Are we being unreasonable? By “we” here I mean me, of course, but also the electorate at large, and everyone else who happens to write newspaper columns for a living. Are we terrible hypocrites? We spent years whining and complaining about politics being too intense, and that old Chinese curse – “may you live in interesting times” – felt so close to the bone that it wasn’t even funny any more.
Boris Johnson was exhausting and Jeremy Corbyn was exhausting, and attempting to follow the twists and turns of the Brexit saga meant living with a permanent headache. We dreamt of boredom and yearned for the days when politics was quiet, so quiet that there was no real need to follow it beyond an occasional glance at newspaper headlines.
We prayed and prayed and lo! The fates delivered. Rishi Sunak is a dull technocrat in an oddly tight suit and Keir Starmer is… well, he’s everything we wanted, isn’t he? He’s calm and responsible, he rarely raises his voice, he doesn’t take up endless lost causes and he runs his party with a confident, iron fist. He’s everything we thought we were dreaming of, so why are we complaining?
“What’s boring is being in opposition,” is what the Labour leader said last year when reports came out that some of his more prominent MPs had been calling him boring. The exchange took place at a shadow cabinet meeting and was, according to a frontbencher in attendance, “ironically very boring”.
Even his new approach to the great lightning-rod issue of Brexit is underwhelming. Promising to renegotiate a deal everyone knows is broken with people who don’t want to renegotiate it and only pledging to do so in two years’ time – perhaps – is not quite the national cure the electorate wants or needs.
The trouble is, both sides had a point. Starmer is right that opposition is not as exciting as government. As Corbyn found out before him, voters soon tire of leaders who do nothing but furiously yap from the sidelines. There is also a risk of becoming the boy who cried wolf. If you’re shocked, appalled and exasperated by every single thing the government does, no one will be listening to you when you try to explain that no, this one thing really is especially dreadful.
As the polls are currently showing, slow and steady does, at least this time, seem to be winning the race. Still, it is hard not to be frustrated at this iteration of the Labour Party.
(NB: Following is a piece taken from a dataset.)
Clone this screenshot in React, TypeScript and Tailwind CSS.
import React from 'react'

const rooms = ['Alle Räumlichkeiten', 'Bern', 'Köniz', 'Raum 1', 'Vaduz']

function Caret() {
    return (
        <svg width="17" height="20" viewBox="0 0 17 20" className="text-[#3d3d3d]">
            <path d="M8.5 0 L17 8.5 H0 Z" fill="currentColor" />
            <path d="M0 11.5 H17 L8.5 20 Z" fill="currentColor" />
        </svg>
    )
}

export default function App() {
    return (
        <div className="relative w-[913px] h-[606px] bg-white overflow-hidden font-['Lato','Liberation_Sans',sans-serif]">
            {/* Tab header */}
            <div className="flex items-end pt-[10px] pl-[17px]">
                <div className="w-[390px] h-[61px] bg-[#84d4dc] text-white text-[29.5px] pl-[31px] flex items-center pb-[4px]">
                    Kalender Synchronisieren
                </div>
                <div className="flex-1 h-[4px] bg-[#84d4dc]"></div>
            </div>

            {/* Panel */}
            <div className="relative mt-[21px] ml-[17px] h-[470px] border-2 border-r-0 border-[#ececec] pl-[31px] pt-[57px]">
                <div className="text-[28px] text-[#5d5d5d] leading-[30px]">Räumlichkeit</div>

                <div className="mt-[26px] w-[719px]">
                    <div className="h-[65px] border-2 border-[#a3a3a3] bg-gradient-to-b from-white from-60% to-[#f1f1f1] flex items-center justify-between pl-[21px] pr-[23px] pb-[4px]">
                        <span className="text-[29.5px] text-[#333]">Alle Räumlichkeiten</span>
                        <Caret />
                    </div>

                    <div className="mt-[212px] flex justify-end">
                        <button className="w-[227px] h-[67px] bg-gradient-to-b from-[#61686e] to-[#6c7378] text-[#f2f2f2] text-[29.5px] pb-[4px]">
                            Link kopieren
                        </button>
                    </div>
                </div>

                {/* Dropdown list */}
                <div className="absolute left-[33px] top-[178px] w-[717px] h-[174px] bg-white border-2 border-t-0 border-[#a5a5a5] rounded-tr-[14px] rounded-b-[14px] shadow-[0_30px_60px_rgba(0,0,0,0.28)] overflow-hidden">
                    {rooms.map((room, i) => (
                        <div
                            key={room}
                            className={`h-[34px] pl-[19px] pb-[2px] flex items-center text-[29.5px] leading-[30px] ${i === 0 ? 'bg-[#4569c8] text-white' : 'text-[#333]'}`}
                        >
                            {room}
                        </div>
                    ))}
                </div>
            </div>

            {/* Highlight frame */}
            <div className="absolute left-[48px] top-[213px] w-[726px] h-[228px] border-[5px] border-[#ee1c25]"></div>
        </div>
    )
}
The country is broken in a thousand and one ways; public services are held together with bits of tape, and critical infrastructure with old pieces of gum. Levels of child poverty have gone through the roof and the cost-of-living crisis is hitting everyone. Renters can’t afford to rent, young adults can’t afford to have children, and many of their parents can’t afford to comfortably retire. If you would like to see a doctor before you die of old age, you may as well try to contact them using a ouija board. It’ll be quicker.
The government is unwilling or unable to fix any of it. They are, as a result, on their way out; everyone knows it, even them. Labour supporters should be jubilant – some hardened Starmer supporters are – but a certain sense of anxiety lingers.
Starmer is being overly cautious because he has watched his party snatch countless defeats from the jaws of victory. He knows history is not yet written, and that the British electorate always mistrusts a left wing party that looks as if it may get carried away. He is playing the hand he has, not the one he would like to hold.
Still – still – it doesn’t quite feel like enough. Everything is broken and a cautious, relentlessly measured approach doesn’t feel like the right match for our desperate times. Will a Labour government have the gumption to fix the many, many problems currently blighting Britain? Already, shadow ministers are hinting at issues that they only intend to deal with during their second term. It somehow feels both humble and arrogant, mixing in a frustratingly realist stance with an optimism they haven’t quite earned.
If they do not prove in one term that they have what it takes to make the country better, who are they to assume that voters will have the good grace to keep them around? Decisiveness doesn’t have to rhyme with radicalism, and being radical isn’t always a bad thing. Corbyn failed because he was offering too much, and his successor should be wary of offering too little.
Starmer should also remember that the world he is in today isn’t the one his leadership started in. Both Johnson and Liz Truss were mad and tiring, and made the electorate long for a PM who would run the country competently and – most importantly – quietly. Sunak is many things, but hysterical isn’t one of them. Labour could once hope to rely on being seen as a safe pair of hands, but voters are now realising that (relative) calm doesn’t always guarantee efficiency.
Then again, perhaps Starmer will be proved right. Everyone’s knackered. Playing it safe may not be thrilling, but it is better than recklessly gambling on the fate of both party and country. Being bored isn’t ideal, but maybe it’s the best we can hope for right now.